Nous le savons bien, des images ne sont que des images et celles-ci ont le visage idéalisé des meilleurs moments de cette vie et de nos rêves...

Nous le savons bien, au-delà de la mort, les catégories du temps et de l'espace n'ont plus cours et ce que nous pouvons élaborer comme images et pensées à partir de la vie historique n'est pas transposable tel quel dans cet autre monde.

Mais nous savons aussi que ce monde qui dépasse l'imaginaire ne peut pas nous être totalement inaccessible puisque Jésus nous en a parlé avec les mots d'une langue humaine et à partir des réalités de la vie quotidienne.

Et donc, tout en admettant facilement et sans désillusion qu'il n'y aura ni robes immaculées, ni palmes, ni acclamations, nous croyons que ce monde de Dieu nous offrira, sous un mode inimaginable, tout ce à quoi notre cœur aspire quand de telles images inspirent son désir.

Ces images, elles nous promettent une vie faite de la fusion purifiée et exaltée de tout ce que nous mettons sous ce terme obscur et émouvant: la vie.

Comme sur la couleur blanche -le blanc dont sont vêtus les bienheureux- se confondent et s'exaltent toutes les couleurs du prisme ainsi connaîtrons-nous une plénitude de vie : création jaillissante et jamais épuisée de communions illimitées.

Voilà quels lendemains Dieu construit avec nous dans le lent cheminement de l'histoire humaine.

Cela n'est-il pas trop beau, trop facile, irréel comme le Pays de Cocagne des légendes enfantines? Nous hésitons à donner notre adhésion à une vision qui nous fait décoller des réalités de l'existence, habiter un rêve et quitter les patries de la terre, là où les hommes travaillent, pleurent ou se réjouissent, tentent de vivre.

Il est vrai.

Mais aujourd'hui après l'Apocalypse qui nous parle d'un autre monde et d'un au-delà du temps, voici les Béatitudes qui elles, n'ont rien d'un songe, n'invitent pas à l'évasion, mais nous obligent à fixer notre regard et notre attention sur les dures réalités de l'existence: la pauvreté, les larmes, la violence, la guerre, la volonté de domination et de jouissance et de puissance, la persécution...

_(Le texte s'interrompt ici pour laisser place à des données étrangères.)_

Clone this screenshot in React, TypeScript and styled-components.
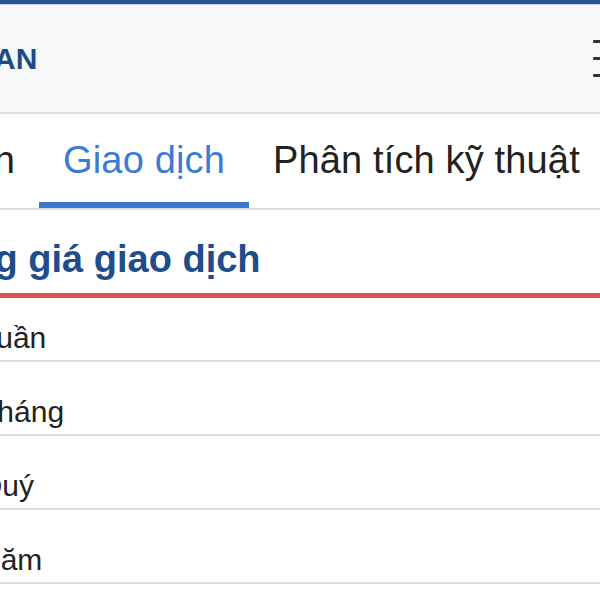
import styled, { createGlobalStyle } from 'styled-components';

const GlobalStyle = createGlobalStyle`
  html, body {
    margin: 0;
    padding: 0;
    background: #ffffff;
    overflow: hidden;
  }
  body {
    font-family: "Liberation Sans", Arial, sans-serif;
  }
`;

// the screenshot shows a horizontally scrolled view, so the page is shifted left
const Viewport = styled.div`
  width: 600px;
  height: 600px;
  overflow: hidden;
`;

const Page = styled.div`
  width: 840px;
  margin-left: -200px;
`;

const TopBar = styled.div`
  height: 4px;
  background: #2a5694;
  border-bottom: 1px solid #c9d5ea;
`;

const Header = styled.header`
  height: 109px;
  box-sizing: border-box;
  display: flex;
  align-items: center;
  justify-content: space-between;
  padding: 0 17px 0 54px;
  background: #f7f8fa;
  border-bottom: 2px solid #dedfe1;
`;

const Logo = styled.div`
  font-size: 30px;
  line-height: 30px;
  font-weight: 700;
  color: #1e4b86;
  white-space: nowrap;
`;

const MenuButton = styled.button`
  width: 30px;
  padding: 0;
  border: none;
  background: none;
  display: flex;
  flex-direction: column;
  gap: 14px;
`;

const MenuBar = styled.span`
  display: block;
  height: 3px;
  background: #333;
  border-radius: 1px;
`;

const Tabs = styled.nav`
  display: flex;
  padding-left: 8px;
  border-bottom: 2px solid #dcdcdc;
  background: #fff;
`;

const Tab = styled.div<{ $active?: boolean }>`
  height: 94px;
  box-sizing: border-box;
  padding: 27px 24px 0;
  font-size: 38px;
  line-height: 38px;
  letter-spacing: 0.15px;
  white-space: nowrap;
  color: ${(p) => (p.$active ? '#3b7bd3' : '#222')};
  border-bottom: 6px solid ${(p) => (p.$active ? '#3b78cf' : 'transparent')};
`;

const Heading = styled.h2`
  margin: 0;
  padding: 30px 0 15px 32px;
  font-size: 38px;
  line-height: 38px;
  font-weight: 700;
  color: #1f4c8a;
  white-space: nowrap;
  border-bottom: 5px solid #d9534f;
`;

const Row = styled.div`
  height: 74px;
  box-sizing: border-box;
  display: flex;
  align-items: flex-end;
  padding: 0 0 7px 179px;
  font-size: 30px;
  line-height: 30px;
  color: #222;
  border-bottom: 2px solid #dcdcdc;

  &:first-of-type {
    height: 64px;
  }
`;

const periods = ['Tuần', 'Tháng', 'Quý', 'Năm'];

const App = () => {
  return (
    <>
      <GlobalStyle />
      <Viewport>
        <Page>
          <TopBar />
          <Header>
            <Logo>TỔNG QUAN</Logo>
            <MenuButton aria-label="Menu">
              <MenuBar />
              <MenuBar />
              <MenuBar />
            </MenuButton>
          </Header>
          <Tabs>
            <Tab>Tổng quan</Tab>
            <Tab $active>Giao dịch</Tab>
            <Tab>Phân tích kỹ thuật</Tab>
          </Tabs>
          <Heading>Biến động giá giao dịch</Heading>
          <div>
            {periods.map((p) => (
              <Row key={p}>{p}</Row>
            ))}
          </div>
        </Page>
      </Viewport>
    </>
  );
};

export default App;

Tels sont en effet les forces qui s'entrecroisent dans notre vie, imposent leur loi, et qui dans la fête de la Toussaint nous déchirent même si parfois elles nous séduisent.

Or, de manière déroutante pour nous, à chacun de ces termes évocateurs de tant de misères, Jésus, dans l'Évangile, en attache un autre, huit fois répété, Bienheureux.

Brille alors pour nous une lumière inattendue. Là où nous, nous ne voyons que peine, souffrance, misère, signe de mort, Jésus nous révèle la présence cachée de la vie, du bonheur, de Dieu même, et alors que nous serions spontanément portés à fuir des conditions de vie qui nous mortifient, il nous invite à nous y attacher comme lui-même l'a fait, car la vie crucifiante est le lieu qu'habite Dieu et où nous entrons dans la communion bienheureuse de sa vie.

Jésus nous révèle que l'adhésion fidèle et aimante à la vie, même si elle nous blesse, à ses appels même s'ils nous bousculent, est adhésion à Dieu, plénitude de vie.

Telle est finalement la lumière la plus précieuse qui nous est apportée à nous, aveugles, non pas celle qui éclaire un avenir lointain et qui peut-être touche plus notre curiosité que notre angoisse mais celle qui se projette sur un aujourd'hui auquel il ne nous est pas permis de nous dérober alors que nous serions tellement tentés de la fuir; cette fête s'appelle la Toussaint sans doute parce qu'elle nous découvre la multitude des saints que la grâce et l'histoire ont engendrés au cours de siècles mais bien plus encore parce qu'elle nous révèle que la vie quotidienne, si nous répondons à ses appels, si nous ne nous fermons pas à ses exigences, fait et fera de nous tous des saints.